By | September 17, 2010 12:00 am

Sanford-Burnham Scientists Tour College of Medicine

Dr. Daniel Kelly still remembers the nightmare of “fighting with that microscope” during medical school. But recently, he and other scientists from the Sanford-Burnham Medical Research Institute at Lake Nona had a chance to see how new digital microscopic imaging at the UCF College of Medicine gives students a more accurate, high-tech way of learning about cells.

“You have a fantastic space here,” he said of the college’s new medical education building. “It’s a lot different from what I had at the University of Illinois.”

Dr. Kelly, the founding Scientific Director at Sanford-Burnham, said he was also impressed with the College of Medicine’s various learning areas, from large lecture halls to small problem-based learning (PBL) spaces. “The building is designed to be very interactive,” he said, “in both its large and small spaces. It was great to see the PBLs, with so many students studying in there.”

Dr. Deborah German, vice president for medical affairs and dean of the College of Medicine, joined faculty members in welcoming the Sanford-Burnham team to the new facility and presenting an in-depth tour of its state-of-the-art classrooms, laboratories and library.

In the Clinical Skills and Simulation Center, Assistant Dean Juan Cendan explained that College of Medicine students receive clinical training from their first week of medical school.
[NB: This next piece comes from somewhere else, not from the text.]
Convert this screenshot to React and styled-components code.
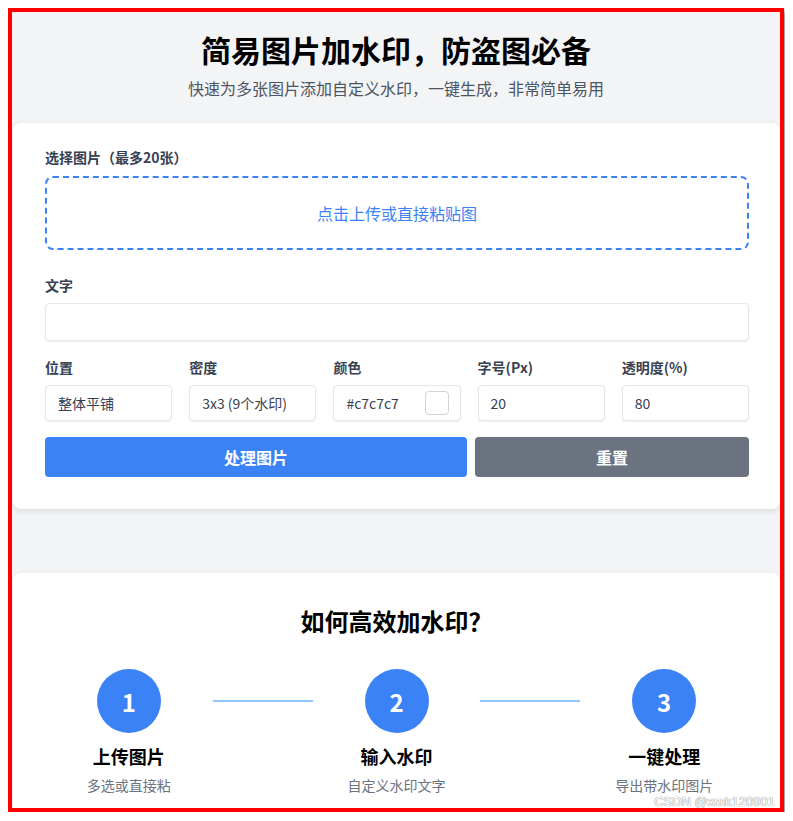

Inside the center, computerized mannequins can respond to more than 250 different prescription drugs and standardized patients, actors trained to demonstrate various medical conditions, “work as partners and teachers in evaluating our students,” Dr. Cendan said.

In the Anatomy Lab, Dr. Andrew Payer, professor of anatomy, showed visitors “the lab of my dreams,” with touch-screen computers above each dissection table and cameras that project images to every table as well as to classrooms three floors down. A local physician has taken full CAT scans of each cadaver and “thanks to this generous gift, students learn anatomy and medical imaging at the same time,” Dr. Payer said.

Dr. German thanked the Sanford-Burnham scientists “for being great partners to us,” and added, “We’re looking forward to many years of collaboration as we grow.”